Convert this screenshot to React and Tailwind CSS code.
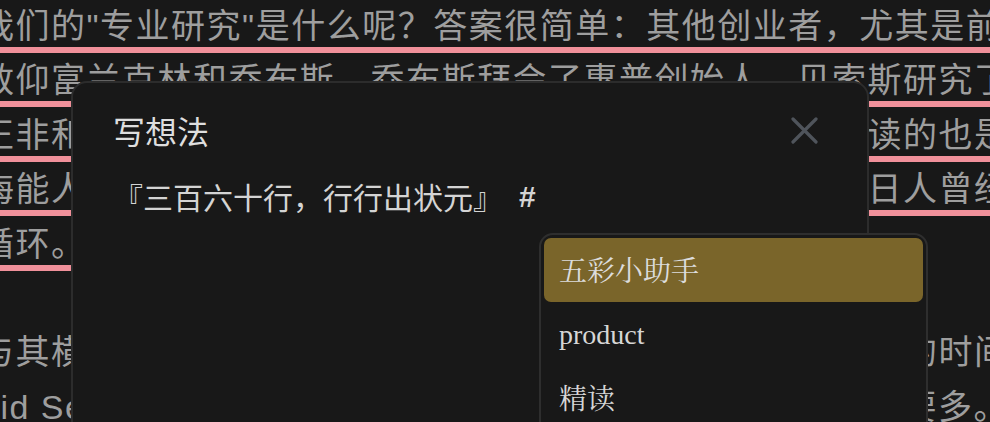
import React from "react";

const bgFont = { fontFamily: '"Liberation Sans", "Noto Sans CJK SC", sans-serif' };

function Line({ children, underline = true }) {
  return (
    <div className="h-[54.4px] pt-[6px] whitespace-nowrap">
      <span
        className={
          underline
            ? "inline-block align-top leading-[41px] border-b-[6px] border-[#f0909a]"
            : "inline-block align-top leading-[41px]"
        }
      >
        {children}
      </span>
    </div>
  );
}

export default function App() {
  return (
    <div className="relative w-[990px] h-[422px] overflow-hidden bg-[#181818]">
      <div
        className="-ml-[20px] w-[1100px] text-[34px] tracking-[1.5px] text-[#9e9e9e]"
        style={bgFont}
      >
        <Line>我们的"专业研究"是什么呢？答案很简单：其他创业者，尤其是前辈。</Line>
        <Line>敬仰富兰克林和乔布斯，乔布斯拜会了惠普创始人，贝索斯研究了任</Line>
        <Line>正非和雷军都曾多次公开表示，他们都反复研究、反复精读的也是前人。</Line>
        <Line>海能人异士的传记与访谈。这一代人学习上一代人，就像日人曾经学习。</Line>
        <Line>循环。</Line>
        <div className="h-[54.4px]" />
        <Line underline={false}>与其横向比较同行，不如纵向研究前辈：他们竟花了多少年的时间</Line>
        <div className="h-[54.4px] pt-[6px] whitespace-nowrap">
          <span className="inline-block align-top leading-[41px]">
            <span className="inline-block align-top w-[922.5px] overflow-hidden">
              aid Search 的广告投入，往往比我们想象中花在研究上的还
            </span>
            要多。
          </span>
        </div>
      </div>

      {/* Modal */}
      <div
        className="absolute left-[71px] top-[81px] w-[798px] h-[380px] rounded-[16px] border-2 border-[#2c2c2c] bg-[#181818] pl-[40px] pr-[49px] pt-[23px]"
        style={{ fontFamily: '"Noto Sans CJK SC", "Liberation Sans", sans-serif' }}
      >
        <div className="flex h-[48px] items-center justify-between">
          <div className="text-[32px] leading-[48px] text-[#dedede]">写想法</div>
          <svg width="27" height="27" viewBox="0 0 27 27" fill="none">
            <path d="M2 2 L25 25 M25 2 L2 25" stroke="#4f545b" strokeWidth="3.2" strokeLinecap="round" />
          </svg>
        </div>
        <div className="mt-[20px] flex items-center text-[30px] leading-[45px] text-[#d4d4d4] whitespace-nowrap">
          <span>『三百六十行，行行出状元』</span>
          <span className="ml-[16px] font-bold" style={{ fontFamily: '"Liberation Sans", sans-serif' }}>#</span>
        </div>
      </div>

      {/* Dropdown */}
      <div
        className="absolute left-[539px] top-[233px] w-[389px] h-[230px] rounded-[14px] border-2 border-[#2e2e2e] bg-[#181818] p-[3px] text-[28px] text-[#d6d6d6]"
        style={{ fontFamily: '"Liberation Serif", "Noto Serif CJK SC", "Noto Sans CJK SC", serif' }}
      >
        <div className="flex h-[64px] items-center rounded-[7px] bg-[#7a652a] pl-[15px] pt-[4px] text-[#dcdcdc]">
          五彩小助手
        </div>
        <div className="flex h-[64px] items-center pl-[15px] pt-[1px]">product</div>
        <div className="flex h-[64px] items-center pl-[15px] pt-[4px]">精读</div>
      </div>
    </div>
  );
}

- **Stated task**
Repeat the material exactly as it reads, without any of its pictures.

- **Right answer**
Convert this screenshot to React and Tailwind CSS code.
import React from "react";

const bgFont = { fontFamily: '"Liberation Sans", "Noto Sans CJK SC", sans-serif' };

function Line({ children, underline = true }) {
  return (
    <div className="h-[54.4px] pt-[6px] whitespace-nowrap">
      <span
        className={
          underline
            ? "inline-block align-top leading-[41px] border-b-[6px] border-[#f0909a]"
            : "inline-block align-top leading-[41px]"
        }
      >
        {children}
      </span>
    </div>
  );
}

export default function App() {
  return (
    <div className="relative w-[990px] h-[422px] overflow-hidden bg-[#181818]">
      <div
        className="-ml-[20px] w-[1100px] text-[34px] tracking-[1.5px] text-[#9e9e9e]"
        style={bgFont}
      >
        <Line>我们的"专业研究"是什么呢？答案很简单：其他创业者，尤其是前辈。</Line>
        <Line>敬仰富兰克林和乔布斯，乔布斯拜会了惠普创始人，贝索斯研究了任</Line>
        <Line>正非和雷军都曾多次公开表示，他们都反复研究、反复精读的也是前人。</Line>
        <Line>海能人异士的传记与访谈。这一代人学习上一代人，就像日人曾经学习。</Line>
        <Line>循环。</Line>
        <div className="h-[54.4px]" />
        <Line underline={false}>与其横向比较同行，不如纵向研究前辈：他们竟花了多少年的时间</Line>
        <div className="h-[54.4px] pt-[6px] whitespace-nowrap">
          <span className="inline-block align-top leading-[41px]">
            <span className="inline-block align-top w-[922.5px] overflow-hidden">
              aid Search 的广告投入，往往比我们想象中花在研究上的还
            </span>
            要多。
          </span>
        </div>
      </div>

      {/* Modal */}
      <div
        className="absolute left-[71px] top-[81px] w-[798px] h-[380px] rounded-[16px] border-2 border-[#2c2c2c] bg-[#181818] pl-[40px] pr-[49px] pt-[23px]"
        style={{ fontFamily: '"Noto Sans CJK SC", "Liberation Sans", sans-serif' }}
      >
        <div className="flex h-[48px] items-center justify-between">
          <div className="text-[32px] leading-[48px] text-[#dedede]">写想法</div>
          <svg width="27" height="27" viewBox="0 0 27 27" fill="none">
            <path d="M2 2 L25 25 M25 2 L2 25" stroke="#4f545b" strokeWidth="3.2" strokeLinecap="round" />
          </svg>
        </div>
        <div className="mt-[20px] flex items-center text-[30px] leading-[45px] text-[#d4d4d4] whitespace-nowrap">
          <span>『三百六十行，行行出状元』</span>
          <span className="ml-[16px] font-bold" style={{ fontFamily: '"Liberation Sans", sans-serif' }}>#</span>
        </div>
      </div>

      {/* Dropdown */}
      <div
        className="absolute left-[539px] top-[233px] w-[389px] h-[230px] rounded-[14px] border-2 border-[#2e2e2e] bg-[#181818] p-[3px] text-[28px] text-[#d6d6d6]"
        style={{ fontFamily: '"Liberation Serif", "Noto Serif CJK SC", "Noto Sans CJK SC", serif' }}
      >
        <div className="flex h-[64px] items-center rounded-[7px] bg-[#7a652a] pl-[15px] pt-[4px] text-[#dcdcdc]">
          五彩小助手
        </div>
        <div className="flex h-[64px] items-center pl-[15px] pt-[1px]">product</div>
        <div className="flex h-[64px] items-center pl-[15px] pt-[4px]">精读</div>
      </div>
    </div>
  );
}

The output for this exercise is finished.